Topic 4 Cross-validation

Learning Goals

  • Explain why training/in-sample model evaluation metrics can provide a misleading view of true test/out-of-sample performance
  • Accurately describe all steps of cross-validation to estimate the test/out-of-sample version of a model evaluation metric
  • Explain what role CV has in a predictive modeling analysis and its connection to overfitting
  • Explain the pros/cons of higher vs. lower # of folds in CV in terms of sample size and computing time
  • Implement cross-validation in R using the tidymodels package


You can download a template RMarkdown file to start from here.

We’ll continue using the body fat percentage dataset from before. Our goal is to build a good predictive model of body fat percentage from body circumference measurements.


bodyfat_train <- read_csv("")

# Remove the extraneous outcome variables (fatBrozek and density) and the
# redundant hip circumference variable (hipin = hip circ. in inches)
bodyfat_train <- bodyfat_train %>%
    select(-fatBrozek, -density, -hipin)

Consider 4 models for body fat percentage:

lm_spec <-
    linear_reg() %>% 
    set_engine(engine = "lm") %>% 

mod1 <- fit(lm_spec,
            fatSiri ~ age+weight+neck+abdomen+thigh+forearm, 
            data = bodyfat_train)

mod2 <- fit(lm_spec,
            fatSiri ~ age+weight+neck+abdomen+thigh+forearm+biceps, 
            data = bodyfat_train)

mod3 <- fit(lm_spec,
            fatSiri ~ age+weight+neck+abdomen+thigh+forearm+biceps+chest+hip, 
            data = bodyfat_train)

mod4 <- fit(lm_spec,
            fatSiri ~ .,  # The . means all predictors
            data = bodyfat_train) 

Exercise 1: Cross-validation concepts

Let’s conceptually step through exactly what our code will be doing to perform 10-fold cross-validation (CV) on the 80 cases in the training set. In your groups, take turns explaining these steps.

Exercise 2: Cross-validation with tidymodels

  1. The code below performs 10-fold CV for mod1 to estimate the test RMSE (\(\text{CV}_{(10)}\)). Do we need to use set.seed()? Why or why not? (Is there a number of folds for which we would not need to set the seed?)
# Do we need to use set.seed()?

bodyfat_cv <- vfold_cv(bodyfat_train, v = 10)

model_wf <- workflow() %>%
    add_formula(fatSiri ~ age+weight+neck+abdomen+thigh+forearm) %>%

mod1_cv <- fit_resamples(model_wf,
    resamples = bodyfat_cv, 
    metrics = metric_set(rmse, mae, rsq)
  1. Explore mod1_cv %>% unnest(.metrics). What information seems to be contained in this output, and how would you use this to calculate the 10-fold cross-validated RMSE by hand? (If you feel up to it, try using code to perform this calculation–use filter() and summarize().)
mod1_cv %>% unnest(.metrics)
  1. Check your manual calculation by directly printing out the CV metrics: mod1_cv %>% collect_metrics().

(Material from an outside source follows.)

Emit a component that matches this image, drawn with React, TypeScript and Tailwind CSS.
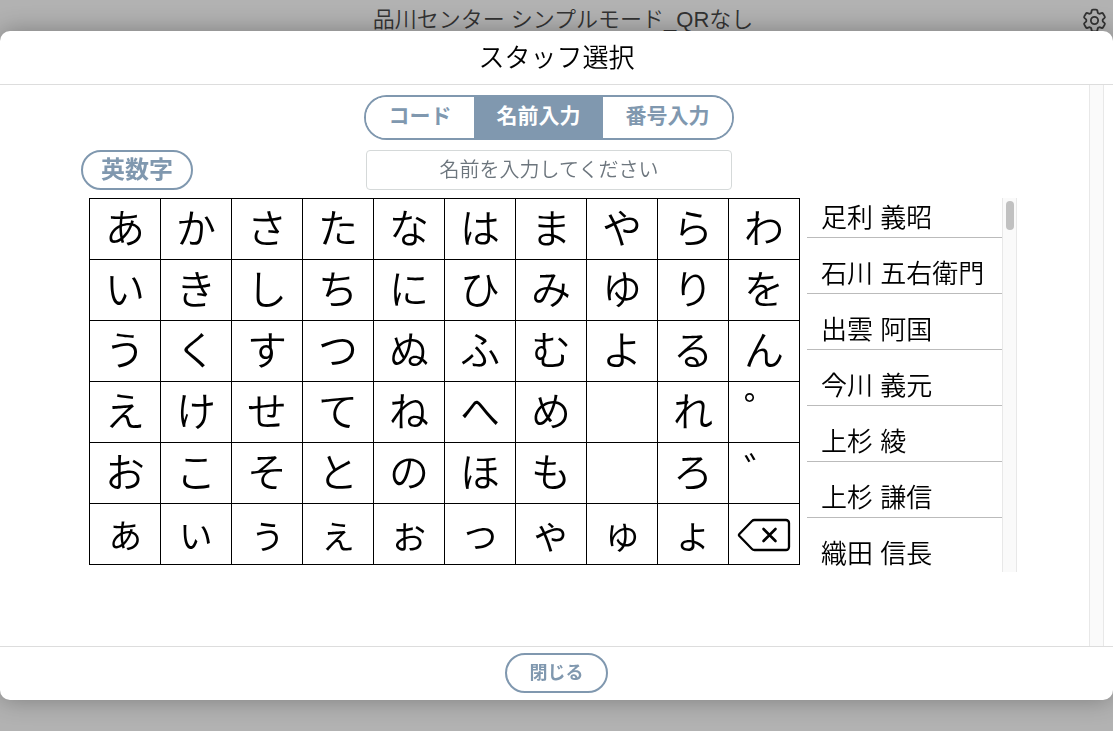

Interpret this metric.
mod1_cv %>% collect_metrics()

Exercise 3: Looking at the evaluation metrics

Look at the completed table below of evaluation metrics for the 4 models.

  1. Which model performed the best on the training data?
  2. Which model performed best on test set (through CV)?
  3. Explain why there’s a discrepancy between these 2 answers and why CV, in general, can help prevent overfitting.
Model Training RMSE \(\text{CV}_{(10)}\)
mod1 3.810712 4.389568
mod2 3.766645 4.438637
mod3 3.752362 4.517281
mod4 3.572299 4.543343

Exercise 4: Practical issues: choosing the number of folds

  1. In terms of sample size, what are the pros/cons of low vs. high number of folds?
  2. In terms of computational time, what are the pros/cons of low vs. high number of folds?
  3. If possible, it is advisable to choose the number of folds to be a divisor of the sample size. Why do you think that is?

Digging deeper

If you have time, consider the following questions to further explore concepts related to today’s ideas.

Consider leave-one-out-cross-validation (LOOCV).

  • Would we need set.seed()? Why or why not?
  • How might you adapt the code above to implement this?
  • Using the information from your_output %>% unnest(.metrics) (which is a dataset), construct a visualization to examine the variability of RMSE from case to case. What might explain any very large values? What does this highlight about the quality of estimation of the LOOCV process?